The complete list of precedence is longer because it includes the predefined operators that are not allowed to be used as custom operators. The OCaml Manual has a table that sums up the operator associativity rules.

Binding Operators

OCaml allows the creation of custom let operators. This is often used on monad-related functions such as Option.bind or List.concat_map. See Monads for more on this topic.

The doi_parts function attempts to extract the registrant and identifier parts from string expected to contain a Digital Object Identifier (DOI).

# let ( let* ) = Option.bind;;
val ( let* ) : 'a option -> ('a -> 'b option) -> 'b option = <fun>

# let doi_parts s =
  let open String in
  let* slash = rindex_opt s '/' in
  let* dot = rindex_from_opt s slash '.' in
  let prefix = sub s 0 dot in
  let len = slash - dot - 1 in
  if len >= 4 && ends_with ~suffix:"10" prefix then
    let registrant = sub s (dot + 1) len in
    let identifier = sub s (slash + 1) (length s - slash - 1) in
    Some (registrant, identifier)
  else
    None;;

# doi_parts "doi:10.1000/182";;
- : (string * string) option = Some ("1000", "182")

# doi_parts "https://doi.org/10.1000/182";;
- : (string * string) option = Some ("1000", "182")

This function is using Option.bind as a custom binder over the calls to rindex_opt and rindex_from_opt. This allows to only consider the case where both searches are successful and return the positions of the found characters. If any of them fails, doi_parts implicitly returns None.

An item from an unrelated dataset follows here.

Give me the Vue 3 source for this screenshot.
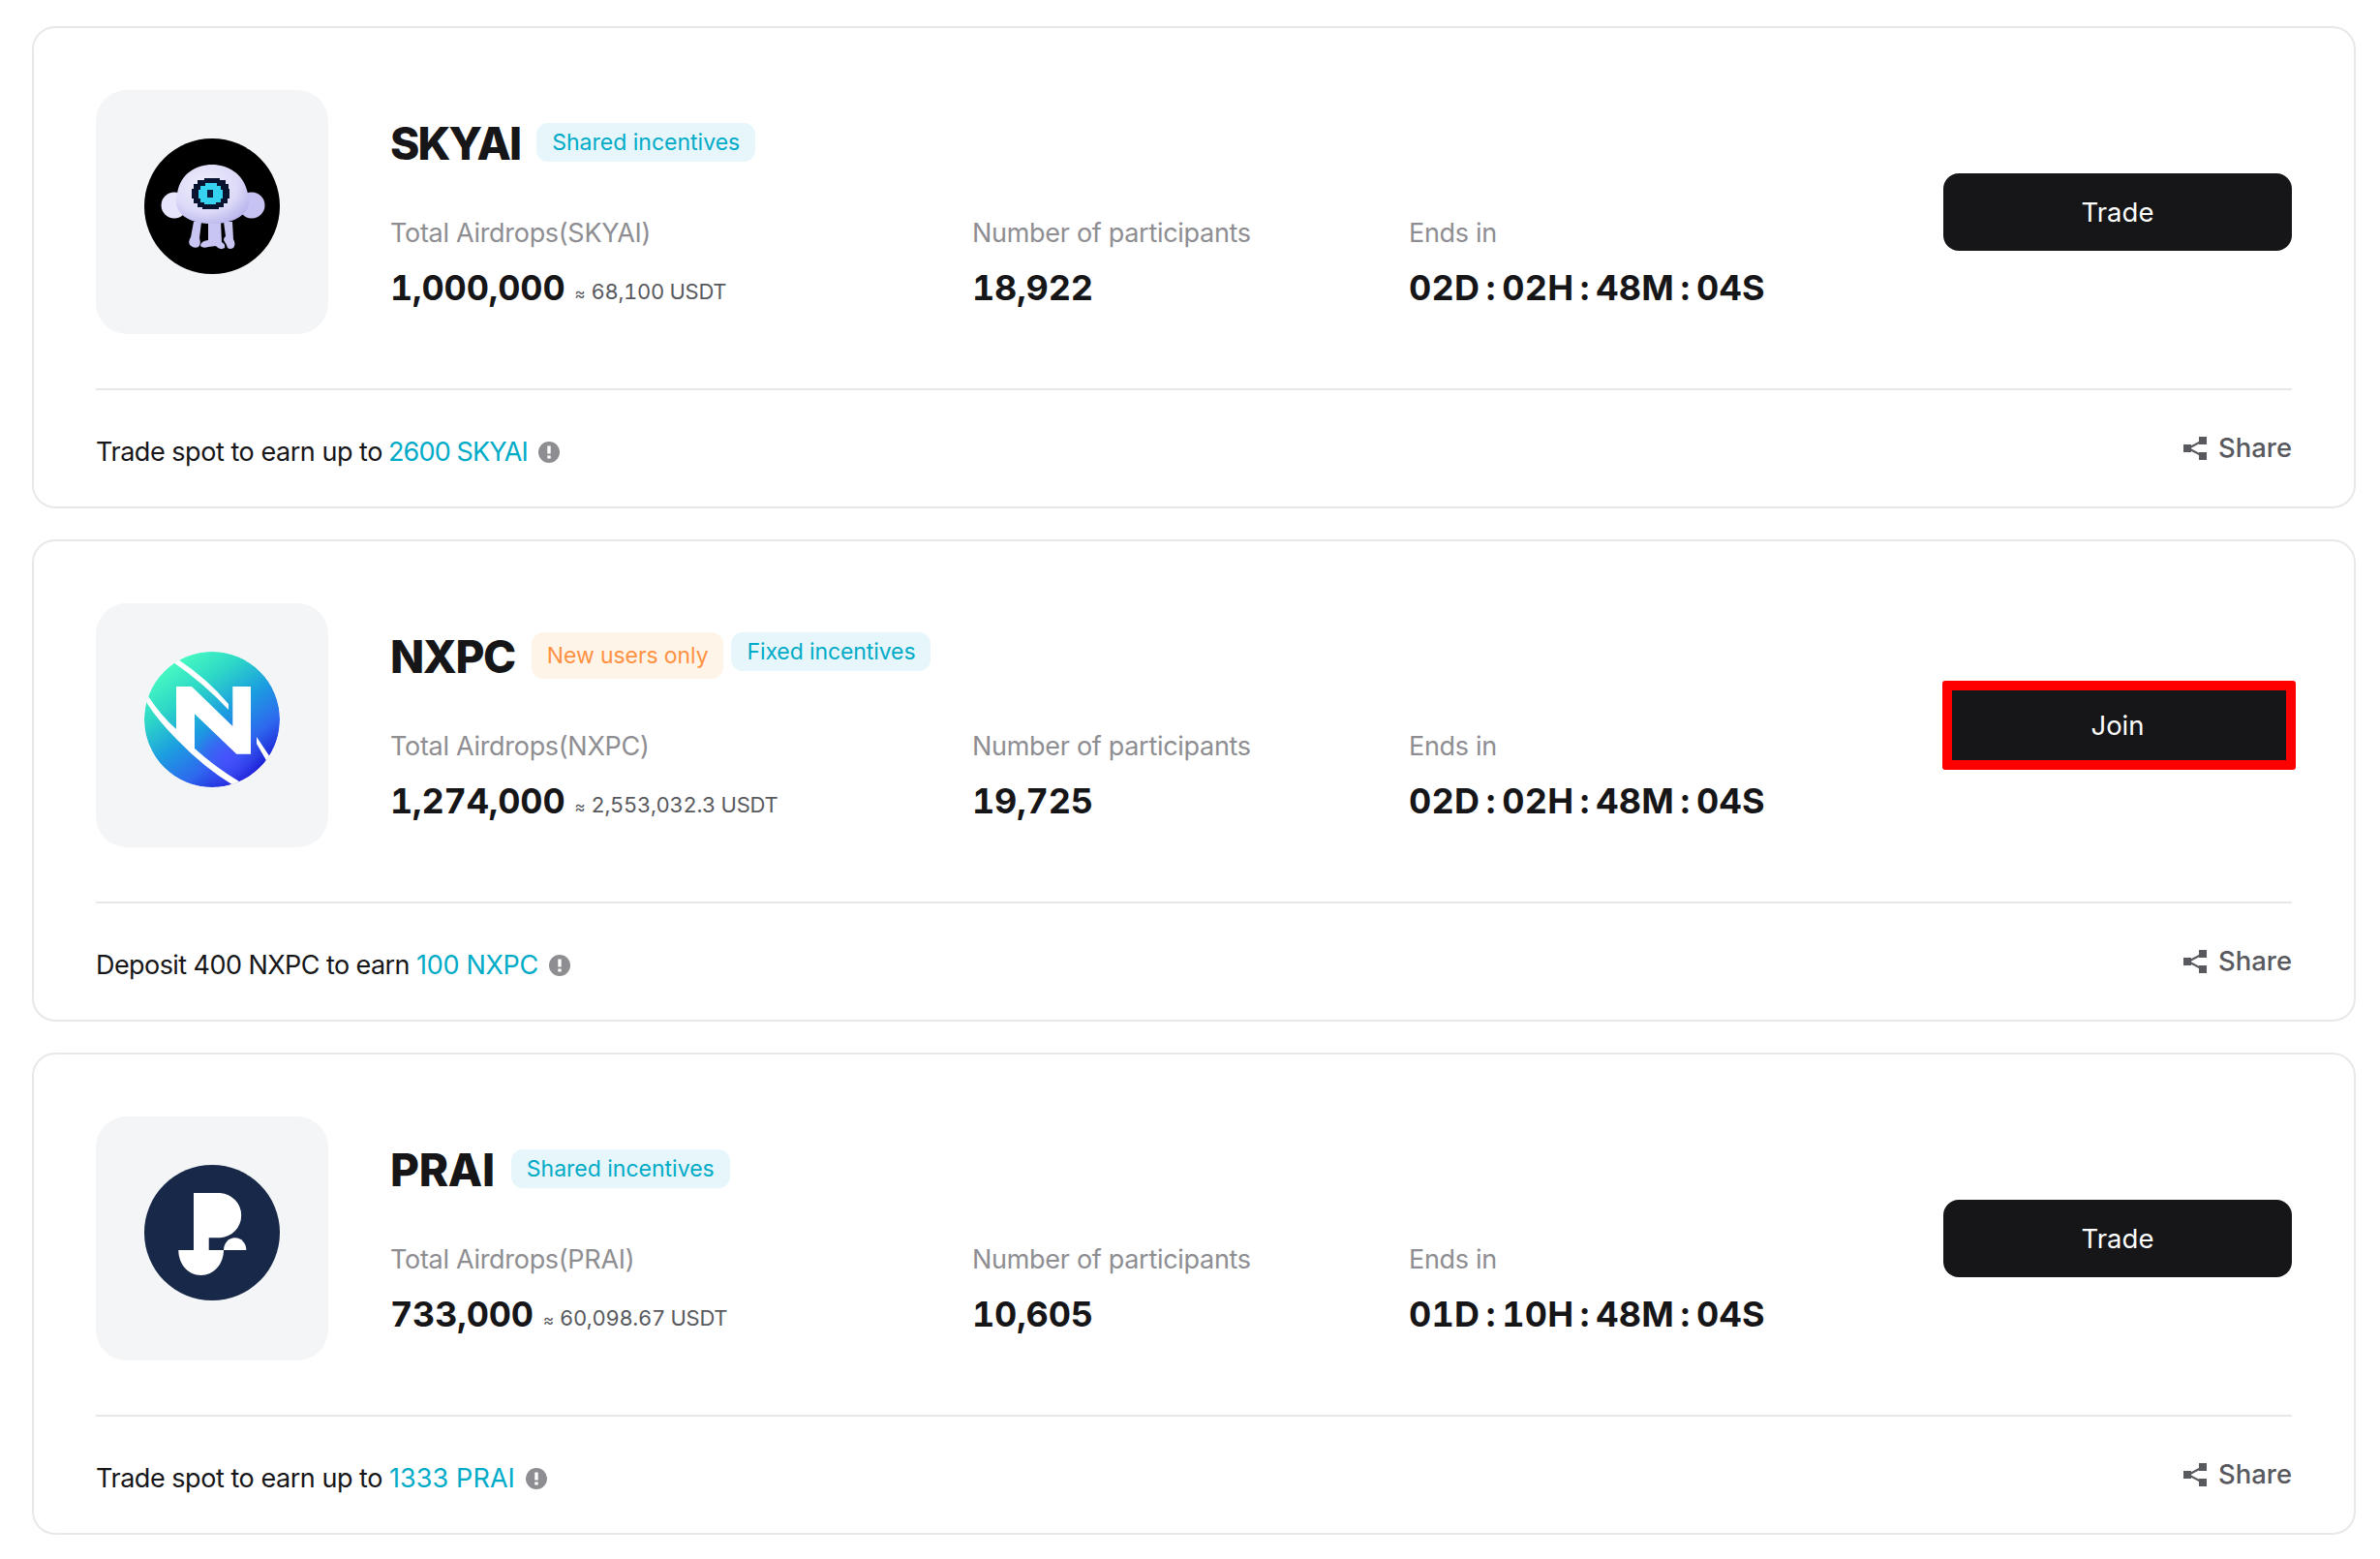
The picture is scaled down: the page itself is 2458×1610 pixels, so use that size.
<template>
    <main class="airdrop-list">
        <article v-for="item in airdrops" :key="item.token" class="card" :class="item.token.toLowerCase()">
            <section class="card-body">
                <div class="logo-box">
                    <svg v-if="item.token === 'SKYAI'" class="logo" viewBox="0 0 140 140">
                        <defs>
                            <radialGradient id="sky-body" cx="0.4" cy="0.35" r="0.75">
                                <stop offset="0" stop-color="#eeeefc" />
                                <stop offset="0.6" stop-color="#dcdaf8" />
                                <stop offset="1" stop-color="#b3aeea" />
                            </radialGradient>
                        </defs>
                        <circle cx="70" cy="70" r="70" fill="#000" />
                        <g fill="#c9c5f3">
                            <path d="M51 86h8l-2 17q2 6-1 9q-5 2-9-2q-2-4 1-8z" />
                            <path d="M66 86h13l1 21q4 2 3 6q-5 3-9-2l-8 1q-5 2-8-1q0-5 8-6z" />
                            <path d="M82 86h9l1 18q3 5 0 9q-6 3-7-3l-3-5q0-3 2-4z" />
                        </g>
                        <circle cx="31" cy="69" r="13.5" fill="#e6e5fb" />
                        <circle cx="111" cy="69" r="13.5" fill="#c6c2f2" />
                        <path d="M34 57C37 36 54 27 70 27S103 36 107 57C113 77 94 88 70 88S28 77 34 57Z" fill="url(#sky-body)" />
                        <path d="M62 41h16v2h6v4h3v5h1v10h-2v5h-4v4h-5v2H60v-2h-5v-4h-4v-5h-2V52h2v-5h4v-4h7z" fill="#07132f" />
                        <path d="M63 46h12v3h4v4h2v9h-2v4h-5v2H62v-2h-4v-4h-2v-9h2v-4h5z" fill="#36d3f0" />
                        <rect x="65" y="53" width="6" height="8" fill="#07203f" />
                    </svg>
                    <svg v-else-if="item.token === 'NXPC'" class="logo" viewBox="0 0 140 140">
                        <defs>
                            <linearGradient id="nx-base" x1="0.2" y1="0.08" x2="0.8" y2="0.94">
                                <stop offset="0" stop-color="#48fbc2" />
                                <stop offset="0.24" stop-color="#2ed9c6" />
                                <stop offset="0.5" stop-color="#1c9ee0" />
                                <stop offset="0.75" stop-color="#2e68ee" />
                                <stop offset="1" stop-color="#1a12d2" />
                            </linearGradient>
                            <radialGradient id="nx-glow" cx="0.62" cy="0.78" r="0.25">
                                <stop offset="0" stop-color="#4a50ff" stop-opacity="0.9" />
                                <stop offset="1" stop-color="#4a50ff" stop-opacity="0" />
                            </radialGradient>
                            <clipPath id="nx-clip"><circle cx="70" cy="70" r="70" /></clipPath>
                        </defs>
                        <g clip-path="url(#nx-clip)">
                            <circle cx="70" cy="70" r="70" fill="url(#nx-base)" />
                            <circle cx="70" cy="70" r="70" fill="url(#nx-glow)" />
                            <path d="M30 11L35 8Q65 28 87 54V60Q62 33 30 11Z" fill="#fff" />
                            <path d="M2 52L4 46Q18 67 33 80V36H49L91.3 77V36H110V105.7H95.3L52 64.3V100Q73 119 98 134L92 138Q62 120 34 91Q14 71 2 52Z" fill="#fff" />
                            <path d="M116 88L130 109L127 114L116 95Z" fill="#fff" />
                        </g>
                    </svg>
                    <svg v-else class="logo" viewBox="0 0 140 140">
                        <circle cx="70" cy="70" r="70" fill="#182848" />
                        <path d="M51 29H78.5A23.2 23.2 0 0 1 78.5 75.3H66.7V88H82C82 102 72 114 58.6 114C45 114 35.3 102 35.3 88H51Z" fill="#fff" />
                        <path d="M82 88A11.7 12.7 0 0 1 105.4 88Z" fill="#fff" />
                    </svg>
                </div>

                <div class="info">
                    <div class="title-row">
                        <h2 class="title">{{ item.token }}</h2>
                        <span v-for="tag in item.tags" :key="tag" class="tag" :class="{ 'tag-new': tag === 'New users only' }">{{ tag }}</span>
                    </div>
                    <div class="stats">
                        <div class="stat">
                            <p class="label">Total Airdrops({{ item.token }})</p>
                            <p class="value">
                                {{ item.total }}<span class="usdt"><span class="approx">≈</span>{{ item.usdt }} USDT</span>
                            </p>
                        </div>
                        <div class="stat">
                            <p class="label">Number of participants</p>
                            <p class="value">{{ item.participants }}</p>
                        </div>
                        <div class="stat">
                            <p class="label">Ends in</p>
                            <p class="value timer">
                                <template v-for="(part, i) in item.endsIn" :key="i">
                                    <span v-if="i" class="colon">:</span><span>{{ part }}</span>
                                </template>
                            </p>
                        </div>
                    </div>
                </div>

                <button class="action" :class="{ highlighted: item.highlighted }">{{ item.action }}</button>
            </section>

            <footer class="card-footer">
                <p class="earn">
                    {{ item.earnText }} <span class="reward">{{ item.reward }}</span>
                    <svg class="info-icon" viewBox="0 0 22 22">
                        <circle cx="11" cy="11" r="11" fill="#8e8e92" />
                        <path d="M9.3 4.5h3.4v8H9.3zM9.3 14.5h3.4v3H9.3z" fill="#fff" />
                    </svg>
                </p>
                <a class="share">
                    <svg class="share-icon" viewBox="0 0 24 24">
                        <path d="M5 12L20 4M5 12L20 20" stroke="#58595e" stroke-width="2" fill="none" />
                        <path d="M0 8h8v8H0zM16 0h8v8h-8zM16 16h8v8h-8z" fill="#58595e" />
                    </svg>
                    Share
                </a>
            </footer>
        </article>
    </main>
</template>

<script setup>
const airdrops = [
    {
        token: 'SKYAI',
        tags: ['Shared incentives'],
        total: '1,000,000',
        usdt: '68,100',
        participants: '18,922',
        endsIn: ['02D', '02H', '48M', '04S'],
        action: 'Trade',
        earnText: 'Trade spot to earn up to',
        reward: '2600 SKYAI',
    },
    {
        token: 'NXPC',
        tags: ['New users only', 'Fixed incentives'],
        total: '1,274,000',
        usdt: '2,553,032.3',
        participants: '19,725',
        endsIn: ['02D', '02H', '48M', '04S'],
        action: 'Join',
        highlighted: true,
        earnText: 'Deposit 400 NXPC to earn',
        reward: '100 NXPC',
    },
    {
        token: 'PRAI',
        tags: ['Shared incentives'],
        total: '733,000',
        usdt: '60,098.67',
        participants: '10,605',
        endsIn: ['01D', '10H', '48M', '04S'],
        action: 'Trade',
        earnText: 'Trade spot to earn up to',
        reward: '1333 PRAI',
    },
]
</script>

<style>
body {
    margin: 0;
    background: #fff;
}
</style>

<style scoped>
.airdrop-list {
    display: flex;
    flex-direction: column;
    gap: 32px;
    padding: 27px 25px 25px 33px;
    font-family: Inter, "Liberation Sans", sans-serif;
    color: #161618;
}

.card {
    box-sizing: border-box;
    height: 498px;
    padding: 64px 64px 0;
    border: 2px solid #e8e8e9;
    border-radius: 24px;
}

.card-body {
    display: flex;
    align-items: flex-start;
    height: 308px;
    border-bottom: 2px solid #e8e8e9;
}

.logo-box {
    display: flex;
    justify-content: center;
    box-sizing: border-box;
    width: 240px;
    height: 252px;
    padding-top: 50px;
    border-radius: 32px;
    background: #f3f5f7;
}

.logo {
    width: 140px;
    height: 140px;
}

.info {
    flex: 1;
    margin-left: 64px;
    padding-top: 27px;
}

.title-row {
    display: flex;
    align-items: flex-start;
    height: 56px;
}

.title {
    margin: 0 17px 0 0;
    font-size: 46px;
    font-weight: 800;
    line-height: 56px;
}

.skyai .title {
    letter-spacing: -1.9px;
}

.nxpc .title {
    letter-spacing: -1.4px;
}

.prai .title {
    letter-spacing: -0.3px;
}

.tag {
    margin: 7px 8px 0 0;
    padding: 0 16px;
    border-radius: 12px;
    background: #e6f6fa;
    color: #00abc8;
    font-size: 23px;
    line-height: 40px;
}

.nxpc .tag {
    margin-top: 3px;
    letter-spacing: -0.1px;
}

.tag-new {
    background: #fff4e8;
    color: #ff9142;
    line-height: 48px;
}

.stats {
    display: grid;
    grid-template-columns: 601px 451px 1fr;
    margin-top: 47px;
}

.label {
    margin: 0;
    color: #8e8e92;
    font-size: 27px;
    line-height: 36px;
    letter-spacing: -0.3px;
}

.value {
    margin: 16px 0 0;
    font-size: 36px;
    font-weight: 700;
    line-height: 44px;
    letter-spacing: -0.2px;
    font-variant-numeric: tabular-nums;
    white-space: nowrap;
}

.timer {
    display: flex;
    letter-spacing: 0.2px;
}

.colon {
    margin: 0 6.6px;
}

.usdt {
    margin-left: 10px;
    color: #58595e;
    font-size: 22px;
    font-weight: 400;
    letter-spacing: -0.3px;
    vertical-align: 1px;
}

.approx {
    display: inline-block;
    width: 17px;
    font-size: 17px;
}

.action {
    position: relative;
    width: 360px;
    height: 80px;
    margin-top: 86px;
    padding: 0;
    border: none;
    border-radius: 16px;
    background: #161618;
    color: #fff;
    font-family: inherit;
    font-size: 27.5px;
    line-height: 80px;
    cursor: pointer;
}

.highlighted::after {
    content: "";
    position: absolute;
    box-sizing: border-box;
    top: -6px;
    left: -1px;
    width: 365px;
    height: 92px;
    border: 10px solid #f00;
    border-radius: 3px;
}

.card-footer {
    display: flex;
    justify-content: space-between;
    align-items: flex-start;
    padding-top: 39px;
}

.earn {
    display: flex;
    align-items: center;
    margin: 5px 0 0;
    font-size: 27px;
    line-height: 40px;
    letter-spacing: -0.46px;
}

.nxpc .earn {
    letter-spacing: -0.57px;
}

.reward {
    margin-left: 7px;
    color: #00abc8;
    letter-spacing: 0.1px;
}

.skyai .reward {
    margin-left: 6px;
    letter-spacing: -0.85px;
}

.nxpc .reward {
    letter-spacing: -0.3px;
}

.info-icon {
    width: 22px;
    height: 22px;
    margin-left: 11px;
}

.share {
    display: flex;
    align-items: center;
    gap: 12px;
    color: #58595e;
    font-size: 27.4px;
    font-weight: 500;
    line-height: 40px;
}

.share-icon {
    width: 24px;
    height: 24px;
    margin-top: 2px;
}
</style>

The let open String in construct allows calling functions rindex_opt, rindex_from_opt, length, ends_with and sub from module String without prefixing each of them with String. within the scope of the definition of doi_parts.

The rest of the function applies if relevant delimiting characters have been found. It does performs additional checks and extracts registrant and identifier form the string s, if possible.